With considerable fanfare four years ago, Chico State President Paul Zingg launched a committee dedicated to fighting a perceived cheating crisis on campus. Since then the committee has accomplished little and today is all but dead. What happened?
A year earlier, in 2003, a group of concerned students—insisting that widespread cheating on written research assignments via the Internet and on classroom tests threatened the value of their Chico State degrees—brought the issue to the Academic Senate. In response, the senate forged an academic-honesty policy and placed it under the umbrella of a new committee, the Council for Promoting Academic Integrity, which Zingg empowered through an executive memorandum in June 2004.

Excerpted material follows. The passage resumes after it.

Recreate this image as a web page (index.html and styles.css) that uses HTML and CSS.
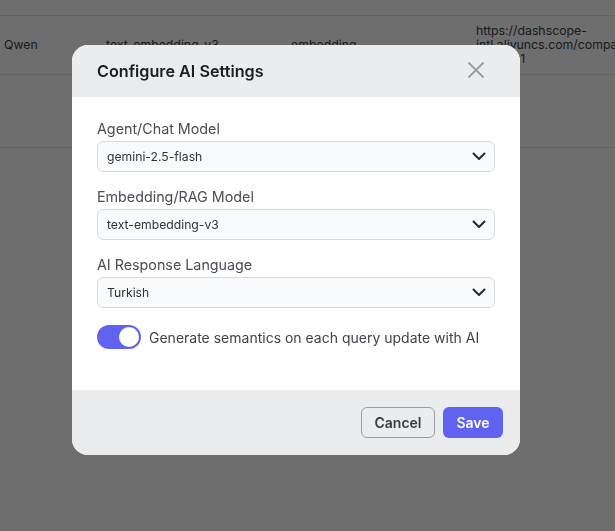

Instead of granting broad powers to the committee, however, the senate gave it limited duties and goals: assist in the development of promotional programs and presentations to students and faculty about the university’s “academic integrity” policies and principles; provide written and verbal reports to both the Academic Senate and the Associated Students Government Affairs Committee at the end of each academic year; and act as a recommending group to forward issues and concerns to the appropriate (unnamed) bodies.
At the same time Zingg made clear in launching the policy that three of its key intents were to create guidelines for reporting misconduct, affirm due process, and protect academic freedom. Thus any observer would note a disconnect between the goals of the anti-cheating policy and the functions of the anti-cheating committee.
Indeed, the committee later broadened its scope to create a Web site to report cheating and plagiarism. In its final period of activity (autumn 2006), the committee did create an informational Web site but did nothing online for faculty to report cases of cheating and plagiarism.
Eric Gampel, a philosophy professor and a member of the committee during its last days, noted the lack of faculty interest. He added that some faculty choose to police cheating, while others choose not to do so.
“There are potential hassles and [liability] risks that justify simply looking the other way,” he explained. He pointed out there appears to be diminishing interest nationwide in academic honesty.
Andy Flescher, a religious-studies professor and one of the authors of the original policy, said that policing and prosecuting cheating and plagiarism add to the workload of professors in an era when they receive minimal pay but must struggle with overcrowded classes.
Indeed, during the document-approval process, the senate removed a clause saying that faculty members should be held responsible for prosecuting cheating, Flescher said. The penalty for not doing so would be a reprimand.
If the central administration had taken academic integrity seriously, he added, it would have made sure there was some means in place for systematically reporting and prosecuting every instance of dishonesty.
Gampel wrote a final report for the senate dated April 27, 2007, in which he said committee efforts “never really got off the ground in the fall [of 2006]. No faculty members were willing and able to serve as chair … so Jason Fitzer [A.S. director of student affairs, an ex-officio member of the committee] took on the role.” The report notes the problem of meeting-time conflicts and the inability of the group to establish funding through grants.
Contacted for comment, Fitzer, now a senior about to graduate, said he had trouble finding students to serve and that out of six defined student positions on the committee, only one was filled and its occupant active. He added that the issue of academic honesty was important to the students who forced it to the forefront, but those students are now gone.
“I think it’s fair to say there is a comfort level at present with academic honesty [at Chico State],” Fitzer said.
Asked if he thinks students trying to balance part-time jobs and heavy class loads cheat to save time, Fitzer said he lacked information on such a connection and thus had no opinion.
“The committee was never institutionalized,” Gampel said in summary. “It had no continuity, no secretarial or office support, and no home.”
Procedurally, the senate could attempt to revive the committee but would appear to have little reason to do so.